Images are not part of the copy; transcribe all the data exactly.
▶
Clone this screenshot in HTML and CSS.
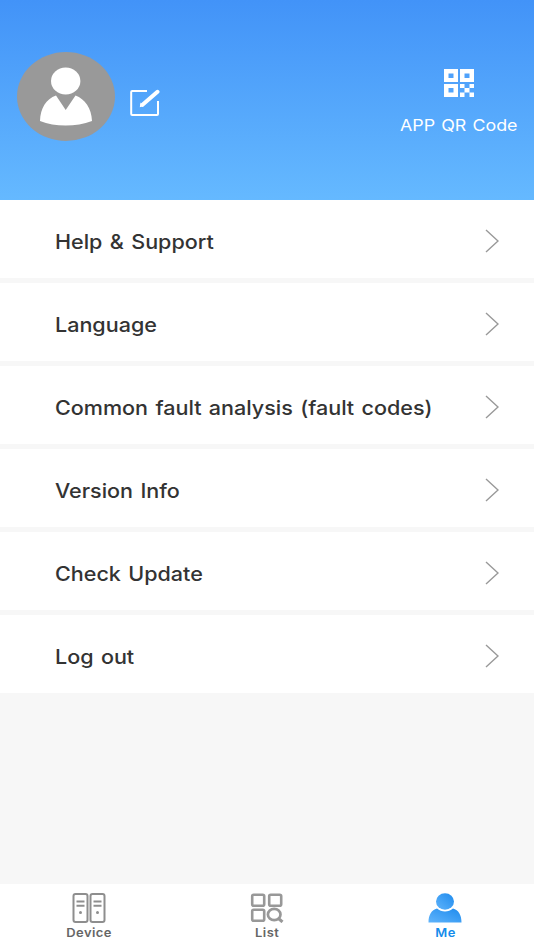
FILE: index.html
```html
<!DOCTYPE html>
<html lang="en">
<head>
    <meta charset="UTF-8">
    <meta name="viewport" content="width=device-width, initial-scale=1.0">
    <title>Me</title>
    <link rel="stylesheet" href="styles.css">
</head>
<body>
    <div class="header">
        <div class="profile">
            <svg class="avatar" viewBox="0 0 98 89">
                <ellipse cx="49" cy="44.5" rx="49" ry="44.5" fill="#999"/>
                <ellipse cx="48.7" cy="29" rx="14.7" ry="13.6" fill="#fff"/>
                <path d="M39 43.500L48.700 58L58.500 43.500C68 47 74.500 56 75 69C59 75 38 75 23 69C23.500 56 29 47 39 43.500Z" fill="#fff"/>
            </svg>
            <svg class="edit-icon" viewBox="0 0 30 28" fill="none" stroke="#fff">
                <path d="M17 2H2.200Q1.200 2 1.200 3V25Q1.200 26 2.200 26H27Q28 26 28 25V12" stroke-width="2"/>
                <path d="M27.500 2.800L12.500 15.800" stroke-width="4" stroke-linecap="round"/>
                <path d="M10.500 13.500L14 17L9.800 18.200Z" fill="#fff" stroke="none"/>
            </svg>
        </div>
        <div class="qr-code">
            <svg class="qr-icon" viewBox="0 0 30 28">
                <path fill="#fff" fill-rule="evenodd" d="M0 0H14V13H0ZM4.500 4.500V9H9.500V4.500ZM16 0H30V13H16ZM20.500 4.500V9H25.500V4.500ZM0 15H14V28H0ZM4.500 19V23.500H9.500V19Z"/>
                <path fill="#fff" d="M16 15H20.500V19H25.500V15H30V19H25.500V23.500H30V28H25.500V23.500H20.500V28H16V23.500H20.500V19H16Z"/>
            </svg>
            <div class="qr-label">APP QR Code</div>
        </div>
    </div>

    <div class="menu">
        <div class="menu-item"><span>Help &amp; Support</span><svg class="arrow" viewBox="0 0 14 24"><path d="M1 1L13 12L1 23"/></svg></div>
        <div class="menu-item"><span>Language</span><svg class="arrow" viewBox="0 0 14 24"><path d="M1 1L13 12L1 23"/></svg></div>
        <div class="menu-item"><span>Common fault analysis (fault codes)</span><svg class="arrow" viewBox="0 0 14 24"><path d="M1 1L13 12L1 23"/></svg></div>
        <div class="menu-item"><span>Version Info</span><svg class="arrow" viewBox="0 0 14 24"><path d="M1 1L13 12L1 23"/></svg></div>
        <div class="menu-item"><span>Check Update</span><svg class="arrow" viewBox="0 0 14 24"><path d="M1 1L13 12L1 23"/></svg></div>
        <div class="menu-item"><span>Log out</span><svg class="arrow" viewBox="0 0 14 24"><path d="M1 1L13 12L1 23"/></svg></div>
    </div>

    <div class="tab-bar">
        <div class="tab">
            <svg class="tab-icon" viewBox="0 0 34 30" fill="none" stroke="#8e8e8e" stroke-width="2">
                <rect x="1.500" y="1" width="14" height="28" rx="2"/>
                <rect x="18.500" y="1" width="14" height="28" rx="2"/>
                <path d="M4.500 8.500H12.500M4.500 12.800H12.500M21.500 8.500H29.500M21.500 12.800H29.500"/>
                <circle cx="8.500" cy="19.500" r="1.500" fill="#8e8e8e" stroke="none"/>
                <circle cx="25.500" cy="19.500" r="1.500" fill="#8e8e8e" stroke="none"/>
            </svg>
            <span>Device</span>
        </div>
        <div class="tab">
            <svg class="tab-icon" viewBox="0 0 34 30" fill="none" stroke="#989898" stroke-width="2.600">
                <rect x="2.200" y="1.700" width="12" height="11" rx="1.500"/>
                <rect x="19.200" y="1.700" width="12" height="11" rx="1.500"/>
                <rect x="2.200" y="16.700" width="12" height="11" rx="1.500"/>
                <ellipse cx="24.200" cy="21.500" rx="6.300" ry="5.700" stroke-width="2.700"/>
                <path d="M28.500 25.500L32.500 29" stroke-width="3"/>
            </svg>
            <span>List</span>
        </div>
        <div class="tab active">
            <svg class="tab-icon" viewBox="0 0 34 30">
                <defs>
                    <linearGradient id="meFill" x1="0" y1="1" x2="1" y2="0">
                        <stop offset="0" stop-color="#60b4fb"/>
                        <stop offset="1" stop-color="#1e8bee"/>
                    </linearGradient>
                </defs>
                <path fill="url(#meFill)" d="M.500 29.500C.500 22 3.500 17 9 15.500C13.500 19.500 20.500 19.500 25 15.500C30.500 17 33.500 22 33.500 29.500Z"/>
                <ellipse cx="17" cy="8.500" rx="9" ry="8.300" fill="url(#meFill)"/>
            </svg>
            <span>Me</span>
        </div>
    </div>
</body>
</html>
```
FILE: styles.css
```css
* {
    box-sizing: border-box;
}

body {
    font-family: Inter, "Liberation Sans", sans-serif;
    margin: 0;
    height: 100vh;
    display: flex;
    flex-direction: column;
    background-color: #f7f7f7;
    color: #333;
}

.header {
    display: flex;
    justify-content: space-between;
    align-items: flex-start;
    height: 200px;
    padding: 52px 17px 0;
    background: linear-gradient(#4293f8, #65b9ff);
}

.profile {
    display: flex;
    gap: 15px;
}

.avatar {
    width: 98px;
    height: 89px;
}

.edit-icon {
    width: 30px;
    height: 28px;
    margin-top: 37px;
}

.qr-code {
    display: flex;
    flex-direction: column;
    align-items: center;
    width: 117px;
    margin-top: 17px;
    color: #fff;
}

.qr-icon {
    width: 30px;
    height: 28px;
}

.qr-label {
    margin-top: 18px;
    font-size: 16px;
    line-height: 20px;
    word-spacing: 1px;
    white-space: nowrap;
    transform: scaleX(1.115);
}

.menu {
    display: flex;
    flex-direction: column;
    gap: 5px;
}

.menu-item {
    display: flex;
    justify-content: space-between;
    align-items: center;
    height: 78px;
    padding: 4px 35px 0 55px;
    background-color: #fff;
    font-size: 20px;
    font-weight: 500;
    word-spacing: 1.5px;
}

/* wide lettering */
.menu-item span {
    padding-top: 1px;
    transform: scaleX(1.077);
    transform-origin: left center;
}

.arrow {
    width: 14px;
    height: 24px;
    fill: none;
    stroke: #999;
    stroke-width: 1.4;
}

.tab-bar {
    display: flex;
    height: 66px;
    margin-top: auto;
    padding-top: 9px;
    background-color: #fff;
}

.tab {
    flex: 1;
    display: flex;
    flex-direction: column;
    align-items: center;
    font-size: 12px;
    font-weight: 600;
    line-height: 20px;
    letter-spacing: 0.4px;
    color: #666;
}

.tab span {
    transform: scaleX(1.08);
}

.tab-icon {
    width: 34px;
    height: 30px;
}

.tab.active {
    color: #148ceb;
}
```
◀
PROBLEM SOLUTION:
Clone this screenshot in HTML and CSS.
FILE: index.html
```html
<!DOCTYPE html>
<html lang="en">
<head>
    <meta charset="UTF-8">
    <meta name="viewport" content="width=device-width, initial-scale=1.0">
    <title>Me</title>
    <link rel="stylesheet" href="styles.css">
</head>
<body>
    <div class="header">
        <div class="profile">
            <svg class="avatar" viewBox="0 0 98 89">
                <ellipse cx="49" cy="44.5" rx="49" ry="44.5" fill="#999"/>
                <ellipse cx="48.7" cy="29" rx="14.7" ry="13.6" fill="#fff"/>
                <path d="M39 43.500L48.700 58L58.500 43.500C68 47 74.500 56 75 69C59 75 38 75 23 69C23.500 56 29 47 39 43.500Z" fill="#fff"/>
            </svg>
            <svg class="edit-icon" viewBox="0 0 30 28" fill="none" stroke="#fff">
                <path d="M17 2H2.200Q1.200 2 1.200 3V25Q1.200 26 2.200 26H27Q28 26 28 25V12" stroke-width="2"/>
                <path d="M27.500 2.800L12.500 15.800" stroke-width="4" stroke-linecap="round"/>
                <path d="M10.500 13.500L14 17L9.800 18.200Z" fill="#fff" stroke="none"/>
            </svg>
        </div>
        <div class="qr-code">
            <svg class="qr-icon" viewBox="0 0 30 28">
                <path fill="#fff" fill-rule="evenodd" d="M0 0H14V13H0ZM4.500 4.500V9H9.500V4.500ZM16 0H30V13H16ZM20.500 4.500V9H25.500V4.500ZM0 15H14V28H0ZM4.500 19V23.500H9.500V19Z"/>
                <path fill="#fff" d="M16 15H20.500V19H25.500V15H30V19H25.500V23.500H30V28H25.500V23.500H20.500V28H16V23.500H20.500V19H16Z"/>
            </svg>
            <div class="qr-label">APP QR Code</div>
        </div>
    </div>

    <div class="menu">
        <div class="menu-item"><span>Help &amp; Support</span><svg class="arrow" viewBox="0 0 14 24"><path d="M1 1L13 12L1 23"/></svg></div>
        <div class="menu-item"><span>Language</span><svg class="arrow" viewBox="0 0 14 24"><path d="M1 1L13 12L1 23"/></svg></div>
        <div class="menu-item"><span>Common fault analysis (fault codes)</span><svg class="arrow" viewBox="0 0 14 24"><path d="M1 1L13 12L1 23"/></svg></div>
        <div class="menu-item"><span>Version Info</span><svg class="arrow" viewBox="0 0 14 24"><path d="M1 1L13 12L1 23"/></svg></div>
        <div class="menu-item"><span>Check Update</span><svg class="arrow" viewBox="0 0 14 24"><path d="M1 1L13 12L1 23"/></svg></div>
        <div class="menu-item"><span>Log out</span><svg class="arrow" viewBox="0 0 14 24"><path d="M1 1L13 12L1 23"/></svg></div>
    </div>

    <div class="tab-bar">
        <div class="tab">
            <svg class="tab-icon" viewBox="0 0 34 30" fill="none" stroke="#8e8e8e" stroke-width="2">
                <rect x="1.500" y="1" width="14" height="28" rx="2"/>
                <rect x="18.500" y="1" width="14" height="28" rx="2"/>
                <path d="M4.500 8.500H12.500M4.500 12.800H12.500M21.500 8.500H29.500M21.500 12.800H29.500"/>
                <circle cx="8.500" cy="19.500" r="1.500" fill="#8e8e8e" stroke="none"/>
                <circle cx="25.500" cy="19.500" r="1.500" fill="#8e8e8e" stroke="none"/>
            </svg>
            <span>Device</span>
        </div>
        <div class="tab">
            <svg class="tab-icon" viewBox="0 0 34 30" fill="none" stroke="#989898" stroke-width="2.600">
                <rect x="2.200" y="1.700" width="12" height="11" rx="1.500"/>
                <rect x="19.200" y="1.700" width="12" height="11" rx="1.500"/>
                <rect x="2.200" y="16.700" width="12" height="11" rx="1.500"/>
                <ellipse cx="24.200" cy="21.500" rx="6.300" ry="5.700" stroke-width="2.700"/>
                <path d="M28.500 25.500L32.500 29" stroke-width="3"/>
            </svg>
            <span>List</span>
        </div>
        <div class="tab active">
            <svg class="tab-icon" viewBox="0 0 34 30">
                <defs>
                    <linearGradient id="meFill" x1="0" y1="1" x2="1" y2="0">
                        <stop offset="0" stop-color="#60b4fb"/>
                        <stop offset="1" stop-color="#1e8bee"/>
                    </linearGradient>
                </defs>
                <path fill="url(#meFill)" d="M.500 29.500C.500 22 3.500 17 9 15.500C13.500 19.500 20.500 19.500 25 15.500C30.500 17 33.500 22 33.500 29.500Z"/>
                <ellipse cx="17" cy="8.500" rx="9" ry="8.300" fill="url(#meFill)"/>
            </svg>
            <span>Me</span>
        </div>
    </div>
</body>
</html>
```
FILE: styles.css
```css
* {
    box-sizing: border-box;
}

body {
    font-family: Inter, "Liberation Sans", sans-serif;
    margin: 0;
    height: 100vh;
    display: flex;
    flex-direction: column;
    background-color: #f7f7f7;
    color: #333;
}

.header {
    display: flex;
    justify-content: space-between;
    align-items: flex-start;
    height: 200px;
    padding: 52px 17px 0;
    background: linear-gradient(#4293f8, #65b9ff);
}

.profile {
    display: flex;
    gap: 15px;
}

.avatar {
    width: 98px;
    height: 89px;
}

.edit-icon {
    width: 30px;
    height: 28px;
    margin-top: 37px;
}

.qr-code {
    display: flex;
    flex-direction: column;
    align-items: center;
    width: 117px;
    margin-top: 17px;
    color: #fff;
}

.qr-icon {
    width: 30px;
    height: 28px;
}

.qr-label {
    margin-top: 18px;
    font-size: 16px;
    line-height: 20px;
    word-spacing: 1px;
    white-space: nowrap;
    transform: scaleX(1.115);
}

.menu {
    display: flex;
    flex-direction: column;
    gap: 5px;
}

.menu-item {
    display: flex;
    justify-content: space-between;
    align-items: center;
    height: 78px;
    padding: 4px 35px 0 55px;
    background-color: #fff;
    font-size: 20px;
    font-weight: 500;
    word-spacing: 1.5px;
}

/* wide lettering */
.menu-item span {
    padding-top: 1px;
    transform: scaleX(1.077);
    transform-origin: left center;
}

.arrow {
    width: 14px;
    height: 24px;
    fill: none;
    stroke: #999;
    stroke-width: 1.4;
}

.tab-bar {
    display: flex;
    height: 66px;
    margin-top: auto;
    padding-top: 9px;
    background-color: #fff;
}

.tab {
    flex: 1;
    display: flex;
    flex-direction: column;
    align-items: center;
    font-size: 12px;
    font-weight: 600;
    line-height: 20px;
    letter-spacing: 0.4px;
    color: #666;
}

.tab span {
    transform: scaleX(1.08);
}

.tab-icon {
    width: 34px;
    height: 30px;
}

.tab.active {
    color: #148ceb;
}
```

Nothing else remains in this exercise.